> _Short problem_: For the material that follows, list every line containing the word "components".

> _Dataset extract_:

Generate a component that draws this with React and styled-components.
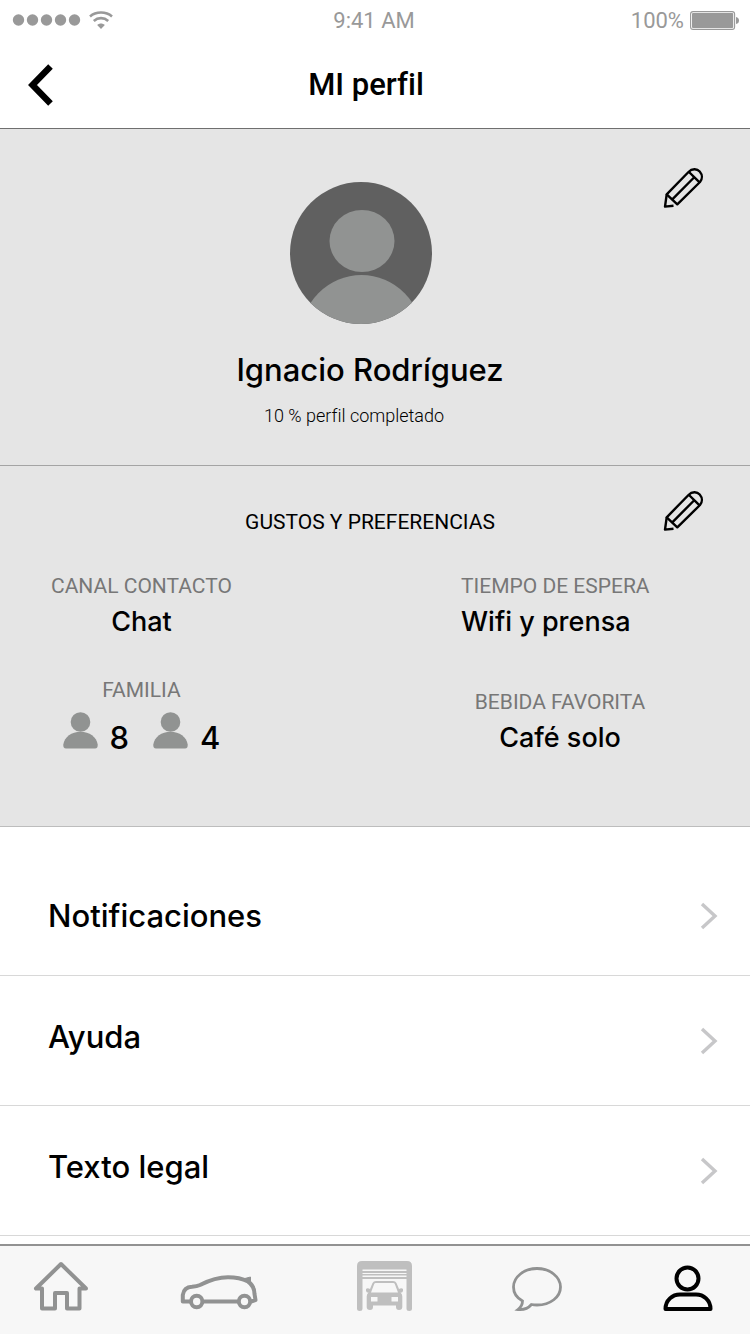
import React from "react";
import styled, { createGlobalStyle } from "styled-components";

const wide = `Inter, "Liberation Sans", sans-serif`;
const narrow = `Roboto, "Liberation Sans", sans-serif`;

const GlobalStyle = createGlobalStyle`
  *, *::before, *::after { box-sizing: border-box; }
  body {
    margin: 0;
    background: #fff;
    color: #000;
    font-family: ${wide};
    font-variant-ligatures: none;
  }
  h1, h2, p, dl, dd, ul { margin: 0; padding: 0; }
  button { border: 0; padding: 0; background: none; color: inherit; cursor: pointer; }
  svg { display: block; }
`;

const Screen = styled.div`
  display: flex;
  flex-direction: column;
  min-height: 100vh;
`;

const StatusBar = styled.div`
  display: grid;
  grid-template-columns: 1fr auto 1fr;
  align-items: center;
  height: 40px;
  padding: 0 10px 0 8px;
  color: #999;

  span {
    padding-top: 2px;
    font-family: ${narrow};
    font-size: 22px;
    line-height: 24px;
  }
`;

const Signal = styled.div`
  display: flex;
  align-items: center;
  gap: 8px;
  padding-left: 4px;
`;

const Power = styled.div`
  display: flex;
  align-items: center;
  justify-content: flex-end;
  gap: 6px;
`;

const Header = styled.header`
  display: grid;
  align-items: center;
  height: 89px;
  padding: 2px 18px 0 0;
  border-bottom: 1px solid #6f6f6f;
`;

const BackButton = styled.button`
  grid-area: 1 / 1;
  justify-self: start;
  z-index: 1;
  margin-left: 24px;
`;

const Title = styled.h1`
  grid-area: 1 / 1;
  text-align: center;
  font-family: ${narrow};
  font-size: 31px;
  font-weight: 500;
  line-height: 40px;
`;

const Panel = styled.section`
  display: grid;
  background: #e5e5e5;
  border-bottom: 1px solid ${(p) => p.$line};
`;

const EditButton = styled.button`
  grid-area: 1 / 1;
  place-self: start end;
  margin: ${(p) => p.$top}px 46px 0 0;
`;

const Summary = styled.div`
  grid-area: 1 / 1;
  display: flex;
  flex-direction: column;
  align-items: center;
  padding: 53px 10px 37px 0;
`;

const Avatar = styled.div`
  margin-right: 18px;
`;

const Name = styled.h2`
  margin-top: 26px;
  font-size: 31px;
  font-weight: 500;
  line-height: 40px;
`;

const Progress = styled.p`
  margin: 14px 32px 0 0;
  font-family: ${narrow};
  font-size: 18px;
  font-weight: 300;
  line-height: 24px;
`;

const PanelTitle = styled.h2`
  grid-area: 1 / 1;
  padding: 44px 10px 0 0;
  text-align: center;
  font-family: ${narrow};
  font-size: 21px;
  font-weight: 400;
  line-height: 24px;
`;

const Preferences = styled.div`
  display: flex;
  justify-content: space-between;
  padding: 40px 91px 70px 51px;
`;

const Column = styled.dl`
  display: flex;
  flex-direction: column;
  min-width: ${(p) => p.$width}px;
  gap: ${(p) => p.$gap}px;
`;

const Preference = styled.div`
  text-align: ${(p) => p.$align || "center"};
`;

const Label = styled.dt`
  color: #777;
  font-family: ${narrow};
  font-size: 21px;
  line-height: 24px;
`;

const Value = styled.dd`
  padding-top: 6px;
  font-size: 27px;
  font-weight: 500;
  line-height: 36px;
`;

const Family = styled.dd`
  display: flex;
  justify-content: center;
  gap: 24px;
  padding-top: 10px;
`;

const Member = styled.span`
  display: flex;
  align-items: flex-end;
  gap: 12px;
  height: 40px;
  font-size: 31px;
  font-weight: 500;
  line-height: 28px;

  svg { margin-bottom: 3px; }
`;

const Menu = styled.ul`
  list-style: none;
`;

const MenuItem = styled.li`
  border-bottom: 1px solid #d8d8d8;
`;

const MenuLink = styled.a`
  display: flex;
  align-items: center;
  justify-content: space-between;
  height: ${(p) => (p.$first ? 148 : 129)}px;
  padding: ${(p) => (p.$first ? 30 : 0)}px 32px 0 48px;
  color: #000;
  text-decoration: none;
  font-size: 31px;
  font-weight: 500;
  line-height: 40px;

  span { padding-bottom: ${(p) => (p.$first ? 0 : 8)}px; }
`;

const TabBar = styled.nav`
  display: grid;
  grid-template-columns: 108fr 207fr 125fr 179fr 124fr;
  align-items: end;
  justify-items: center;
  height: 90px;
  margin-top: auto;
  padding: 0 0 23px 7px;
  border-top: 2px solid #929292;
  background: #f7f7f7;
`;

const Tab = styled.a`
  display: block;
  color: ${(p) => (p.$active ? "#000" : "#919292")};
`;

const WifiIcon = () => (
  <svg width="24" height="19" viewBox="0 0 24 19" fill="none" stroke="#999" strokeWidth="2.6" aria-hidden="true">
    <path d="M1 5.4C7 .2 17 .2 23 5.4" />
    <path d="M4.8 9.9C9 6.2 15 6.2 19.2 9.9" />
    <path d="M8.2 14C10.5 12 13.5 12 15.8 14L12 18Z" fill="#999" stroke="none" />
  </svg>
);

const BatteryIcon = () => (
  <svg width="50" height="19" viewBox="0 0 50 19" aria-hidden="true">
    <rect x=".6" y=".6" width="44" height="17.8" rx="2.5" fill="none" stroke="#999" strokeWidth="1.1" />
    <rect x="2" y="2" width="41.2" height="15" rx="1" fill="#999" />
    <path d="M46 6Q49 6.500 49 9.500Q49 12.500 46 13Z" fill="#999" />
  </svg>
);

const PencilIcon = () => (
  <svg width="42" height="42" viewBox="0 0 42 42" fill="none" stroke="#000" strokeWidth="2.400" strokeLinejoin="round" aria-hidden="true">
    <path d="M15.300 37.300L4.700 27.300L26.500 5C30 1.500 35 1.500 37.700 4.500C40.500 7.700 40.500 12 38 15Z" />
    <path d="M4.700 27.300L3 39.600L11.500 38.700M27 5L37.800 15.600M10.300 32.300L31.500 11" />
  </svg>
);

const AvatarIcon = () => (
  <svg width="142" height="142" viewBox="0 0 142 142" role="img" aria-label="Foto de perfil">
    <clipPath id="face"><circle cx="71" cy="71" r="71" /></clipPath>
    <g clipPath="url(#face)">
      <rect width="142" height="142" fill="#606060" />
      <ellipse cx="72" cy="59" rx="32.500" ry="31" fill="#919392" />
      <ellipse cx="71.500" cy="155" rx="61" ry="62" fill="#919392" />
    </g>
  </svg>
);

const PersonIcon = () => (
  <svg width="35" height="37" viewBox="0 0 35 37" fill="#919392" aria-hidden="true">
    <circle cx="17.500" cy="10" r="9.800" />
    <path d="M3 36.500Q0 36.500 .3 32.500C1.500 25 8.500 19.800 17.500 19.800S33.500 25 34.700 32.500Q35 36.500 32 36.500Z" />
  </svg>
);

const Chevron = () => (
  <svg width="18" height="28" viewBox="0 0 18 28" fill="none" stroke="#c7c7c9" strokeWidth="3.400" aria-hidden="true">
    <path d="M2 2L15 14L2 26" />
  </svg>
);

const HomeIcon = () => (
  <svg width="56" height="50" viewBox="0 0 56 50" fill="none" stroke="currentColor" strokeWidth="4" strokeLinejoin="round" aria-hidden="true">
    <path d="M28 3L3 27.500H9V47.500H22V32H34V47.500H46.500V27.500H53Z" />
  </svg>
);

const CarIcon = () => (
  <svg width="78" height="36" viewBox="0 0 78 36" fill="none" stroke="currentColor" strokeWidth="4" strokeLinejoin="round" aria-hidden="true">
    <path d="M11 26.500H2.800V20C3.500 15 7 12 12 11.800C15 11.500 17 11.300 20 10C29 5.500 37 2.300 48 2.300C56 2.300 63 4 68 6.500C73 10 74.500 15 74.500 19L75.500 25L71 26.500M22 26.500H59" />
    <path d="M63 4L70.500 2V8Z" fill="currentColor" strokeWidth="1" />
    <circle cx="16.700" cy="26.500" r="5.700" />
    <circle cx="64.500" cy="26.500" r="5.700" />
  </svg>
);

const GarageIcon = () => (
  <svg width="55" height="50" viewBox="0 0 55 50" fill="#bfbfbf" aria-hidden="true">
    <path d="M0 5Q0 0 5 0H50Q55 0 55 5V47.500Q55 50 52.200 50Q49.500 50 49.500 47.500V8.500H5.500V47.500Q5.500 50 2.700 50Q0 50 0 47.500Z" />
    <path d="M5 10H50V12H5ZM5 13H50V14.600H5ZM5 16H50V18H5Z" />
    <path fillRule="evenodd" d="M11.500 31.500L10 31.500Q8.500 30.500 9 28Q10.500 26.500 13 28L15.500 22Q16.500 20 19 20H36Q38.500 20 39.500 22L42 28Q44.500 26.500 46 28Q46.500 30.500 45 31.500L43.500 31.500Q45.300 33 45.300 35.500V46Q45.300 49 42 49Q39 49 39 46V44.500H16V46Q16 49 13 49Q9.700 49 9.700 46V35.500Q9.700 33 11.500 31.500ZM17.200 23L14 31.500H41L37.800 23Q37.300 22 36.500 22H18.500Q17.700 22 17.200 23ZM14 36V40.500H20.500V36ZM34.500 36V40.500H41V36Z" />
  </svg>
);

const ChatIcon = () => (
  <svg width="50" height="44" viewBox="0 0 50 44" fill="none" stroke="currentColor" strokeWidth="2.800" aria-hidden="true">
    <path d="M10.500 34C5 31 1.500 26 1.500 20C1.500 10 12 1.500 25 1.500S48.500 10 48.500 20S38.500 38 25 38Q22 38 19.500 37.500C16.500 41 11.500 43 6 42.500Q10.500 39 10.500 34Z" />
  </svg>
);

const ProfileIcon = () => (
  <svg width="50" height="46" viewBox="0 0 50 46" fill="none" stroke="currentColor" strokeWidth="4" strokeLinejoin="round" aria-hidden="true">
    <circle cx="24.500" cy="13.500" r="11" />
    <path d="M2.500 44H47.500C47.500 35 40.500 29.500 33 29.500H17C9.500 29.500 2.500 35 2.500 44Z" />
  </svg>
);

const menuItems = ["Notificaciones", "Ayuda", "Texto legal"];

const tabs = [
  { label: "Inicio", Icon: HomeIcon },
  { label: "Coche", Icon: CarIcon },
  { label: "Taller", Icon: GarageIcon },
  { label: "Chat", Icon: ChatIcon },
  { label: "Perfil", Icon: ProfileIcon, active: true },
];

export default function App() {
  return (
    <Screen>
      <GlobalStyle />
      <StatusBar>
        <Signal>
          <svg width="69" height="12" viewBox="0 0 69 12" fill="#999" aria-hidden="true">
            {[6.5, 20.5, 34.5, 48.5, 62.5].map((x) => (
              <circle key={x} cx={x} cy="6" r="5.700" />
            ))}
          </svg>
          <WifiIcon />
        </Signal>
        <span>9:41 AM</span>
        <Power>
          <span>100%</span>
          <BatteryIcon />
        </Power>
      </StatusBar>

      <Header>
        <BackButton aria-label="Volver">
          <svg width="32" height="42" viewBox="0 0 32 42" fill="none" stroke="#000" strokeWidth="6.400" aria-hidden="true">
            <path d="M26.500 2.500L8.500 21L26.500 39.500" />
          </svg>
        </BackButton>
        <Title>MI perfil</Title>
      </Header>

      <Panel $line="#a4a4a4">
        <Summary>
          <Avatar><AvatarIcon /></Avatar>
          <Name>Ignacio Rodríguez</Name>
          <Progress>10 % perfil completado</Progress>
        </Summary>
        <EditButton $top={38} aria-label="Editar perfil"><PencilIcon /></EditButton>
      </Panel>

      <Panel $line="#bdbdbd">
        <PanelTitle>GUSTOS Y PREFERENCIAS</PanelTitle>
        <EditButton $top={24} aria-label="Editar preferencias"><PencilIcon /></EditButton>
        <Preferences>
          <Column $gap={38}>
            <Preference>
              <Label>CANAL CONTACTO</Label>
              <Value>Chat</Value>
            </Preference>
            <Preference>
              <Label>FAMILIA</Label>
              <Family>
                <Member><PersonIcon />8</Member>
                <Member><PersonIcon />4</Member>
              </Family>
            </Preference>
          </Column>
          <Column $gap={50} $width={198}>
            <Preference $align="left">
              <Label>TIEMPO DE ESPERA</Label>
              <Value>Wifi y prensa</Value>
            </Preference>
            <Preference>
              <Label>BEBIDA FAVORITA</Label>
              <Value>Café solo</Value>
            </Preference>
          </Column>
        </Preferences>
      </Panel>

      <Menu>
        {menuItems.map((item, i) => (
          <MenuItem key={item}>
            <MenuLink href="#" $first={i === 0}>
              <span>{item}</span>
              <Chevron />
            </MenuLink>
          </MenuItem>
        ))}
      </Menu>

      <TabBar>
        {tabs.map(({ label, Icon, active }) => (
          <Tab key={label} href="#" aria-label={label} $active={active}>
            <Icon />
          </Tab>
        ))}
      </TabBar>
    </Screen>
  );
}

> _The answer_:
Generate a component that draws this with React and styled-components.
import styled, { createGlobalStyle } from "styled-components";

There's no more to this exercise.